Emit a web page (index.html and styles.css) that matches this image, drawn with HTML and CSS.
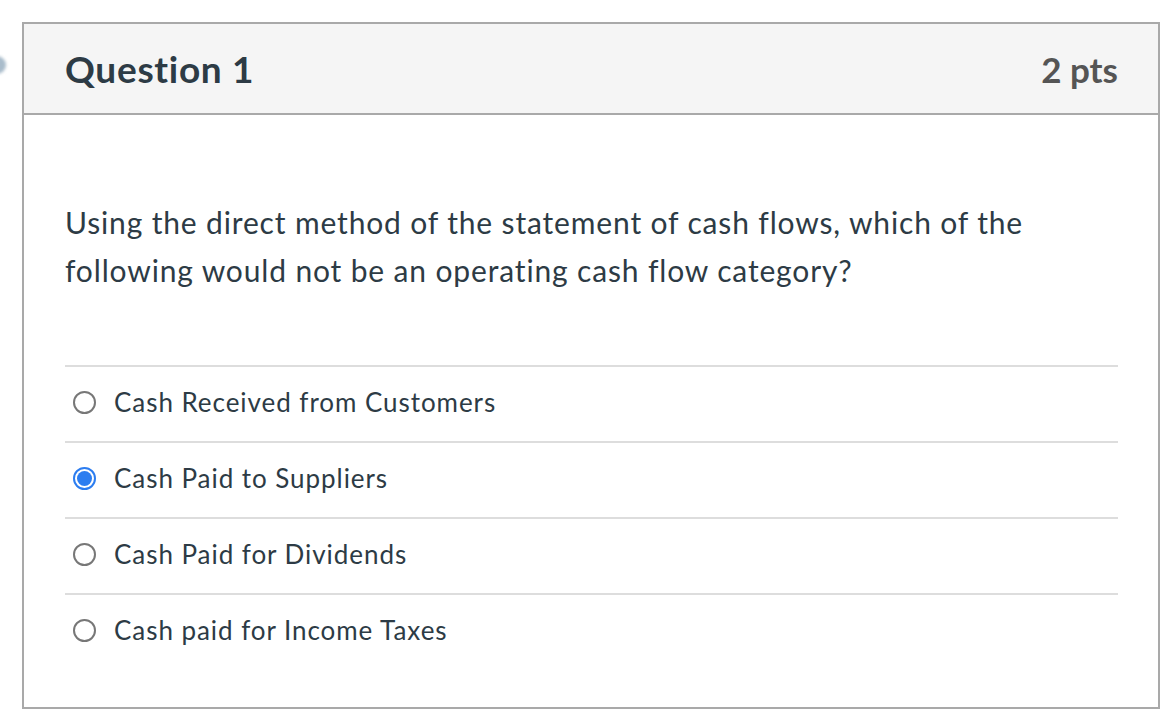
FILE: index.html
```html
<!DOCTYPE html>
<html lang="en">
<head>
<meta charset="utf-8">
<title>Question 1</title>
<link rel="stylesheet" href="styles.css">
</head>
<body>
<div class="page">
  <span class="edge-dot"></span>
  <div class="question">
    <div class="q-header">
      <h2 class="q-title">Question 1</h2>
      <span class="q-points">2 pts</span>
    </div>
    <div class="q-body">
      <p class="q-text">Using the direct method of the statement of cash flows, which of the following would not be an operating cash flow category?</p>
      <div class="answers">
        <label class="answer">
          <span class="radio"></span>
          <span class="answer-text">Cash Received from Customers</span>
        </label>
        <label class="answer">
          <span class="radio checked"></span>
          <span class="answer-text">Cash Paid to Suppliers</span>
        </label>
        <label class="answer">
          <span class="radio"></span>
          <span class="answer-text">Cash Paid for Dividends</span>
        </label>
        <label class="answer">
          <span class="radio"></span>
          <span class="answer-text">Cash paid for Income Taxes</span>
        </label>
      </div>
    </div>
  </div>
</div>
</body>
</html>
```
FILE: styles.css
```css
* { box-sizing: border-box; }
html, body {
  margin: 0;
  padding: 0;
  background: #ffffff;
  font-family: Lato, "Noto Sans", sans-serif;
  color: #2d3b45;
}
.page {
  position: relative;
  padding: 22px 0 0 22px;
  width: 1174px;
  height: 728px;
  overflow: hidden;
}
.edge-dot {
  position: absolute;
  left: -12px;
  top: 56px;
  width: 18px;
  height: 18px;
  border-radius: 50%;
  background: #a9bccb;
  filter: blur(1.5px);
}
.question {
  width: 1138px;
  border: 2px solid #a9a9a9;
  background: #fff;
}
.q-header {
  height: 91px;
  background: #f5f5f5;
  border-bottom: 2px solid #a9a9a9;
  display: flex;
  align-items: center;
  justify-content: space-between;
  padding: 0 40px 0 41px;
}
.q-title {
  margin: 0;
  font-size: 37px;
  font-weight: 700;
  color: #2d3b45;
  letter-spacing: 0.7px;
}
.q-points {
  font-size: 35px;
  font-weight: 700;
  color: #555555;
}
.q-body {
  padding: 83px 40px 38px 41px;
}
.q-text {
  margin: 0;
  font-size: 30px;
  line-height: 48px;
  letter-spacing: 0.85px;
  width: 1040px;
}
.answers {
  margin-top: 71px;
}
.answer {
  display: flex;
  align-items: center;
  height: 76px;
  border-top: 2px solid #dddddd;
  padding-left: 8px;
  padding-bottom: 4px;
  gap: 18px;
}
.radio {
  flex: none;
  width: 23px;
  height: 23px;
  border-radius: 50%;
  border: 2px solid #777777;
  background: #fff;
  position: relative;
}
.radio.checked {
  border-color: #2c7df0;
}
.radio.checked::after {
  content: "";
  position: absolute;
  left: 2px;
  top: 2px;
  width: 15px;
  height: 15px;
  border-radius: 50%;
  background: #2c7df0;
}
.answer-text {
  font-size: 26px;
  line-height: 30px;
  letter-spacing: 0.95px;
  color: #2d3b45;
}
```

——————————

_DO THIS_. Restate the whole listing above exactly, except for its images.

_EXERCISE RESPONSE_.
Emit a web page (index.html and styles.css) that matches this image, drawn with HTML and CSS.
FILE: index.html
```html
<!DOCTYPE html>
<html lang="en">
<head>
<meta charset="utf-8">
<title>Question 1</title>
<link rel="stylesheet" href="styles.css">
</head>
<body>
<div class="page">
  <span class="edge-dot"></span>
  <div class="question">
    <div class="q-header">
      <h2 class="q-title">Question 1</h2>
      <span class="q-points">2 pts</span>
    </div>
    <div class="q-body">
      <p class="q-text">Using the direct method of the statement of cash flows, which of the following would not be an operating cash flow category?</p>
      <div class="answers">
        <label class="answer">
          <span class="radio"></span>
          <span class="answer-text">Cash Received from Customers</span>
        </label>
        <label class="answer">
          <span class="radio checked"></span>
          <span class="answer-text">Cash Paid to Suppliers</span>
        </label>
        <label class="answer">
          <span class="radio"></span>
          <span class="answer-text">Cash Paid for Dividends</span>
        </label>
        <label class="answer">
          <span class="radio"></span>
          <span class="answer-text">Cash paid for Income Taxes</span>
        </label>
      </div>
    </div>
  </div>
</div>
</body>
</html>
```
FILE: styles.css
```css
* { box-sizing: border-box; }
html, body {
  margin: 0;
  padding: 0;
  background: #ffffff;
  font-family: Lato, "Noto Sans", sans-serif;
  color: #2d3b45;
}
.page {
  position: relative;
  padding: 22px 0 0 22px;
  width: 1174px;
  height: 728px;
  overflow: hidden;
}
.edge-dot {
  position: absolute;
  left: -12px;
  top: 56px;
  width: 18px;
  height: 18px;
  border-radius: 50%;
  background: #a9bccb;
  filter: blur(1.5px);
}
.question {
  width: 1138px;
  border: 2px solid #a9a9a9;
  background: #fff;
}
.q-header {
  height: 91px;
  background: #f5f5f5;
  border-bottom: 2px solid #a9a9a9;
  display: flex;
  align-items: center;
  justify-content: space-between;
  padding: 0 40px 0 41px;
}
.q-title {
  margin: 0;
  font-size: 37px;
  font-weight: 700;
  color: #2d3b45;
  letter-spacing: 0.7px;
}
.q-points {
  font-size: 35px;
  font-weight: 700;
  color: #555555;
}
.q-body {
  padding: 83px 40px 38px 41px;
}
.q-text {
  margin: 0;
  font-size: 30px;
  line-height: 48px;
  letter-spacing: 0.85px;
  width: 1040px;
}
.answers {
  margin-top: 71px;
}
.answer {
  display: flex;
  align-items: center;
  height: 76px;
  border-top: 2px solid #dddddd;
  padding-left: 8px;
  padding-bottom: 4px;
  gap: 18px;
}
.radio {
  flex: none;
  width: 23px;
  height: 23px;
  border-radius: 50%;
  border: 2px solid #777777;
  background: #fff;
  position: relative;
}
.radio.checked {
  border-color: #2c7df0;
}
.radio.checked::after {
  content: "";
  position: absolute;
  left: 2px;
  top: 2px;
  width: 15px;
  height: 15px;
  border-radius: 50%;
  background: #2c7df0;
}
.answer-text {
  font-size: 26px;
  line-height: 30px;
  letter-spacing: 0.95px;
  color: #2d3b45;
}
```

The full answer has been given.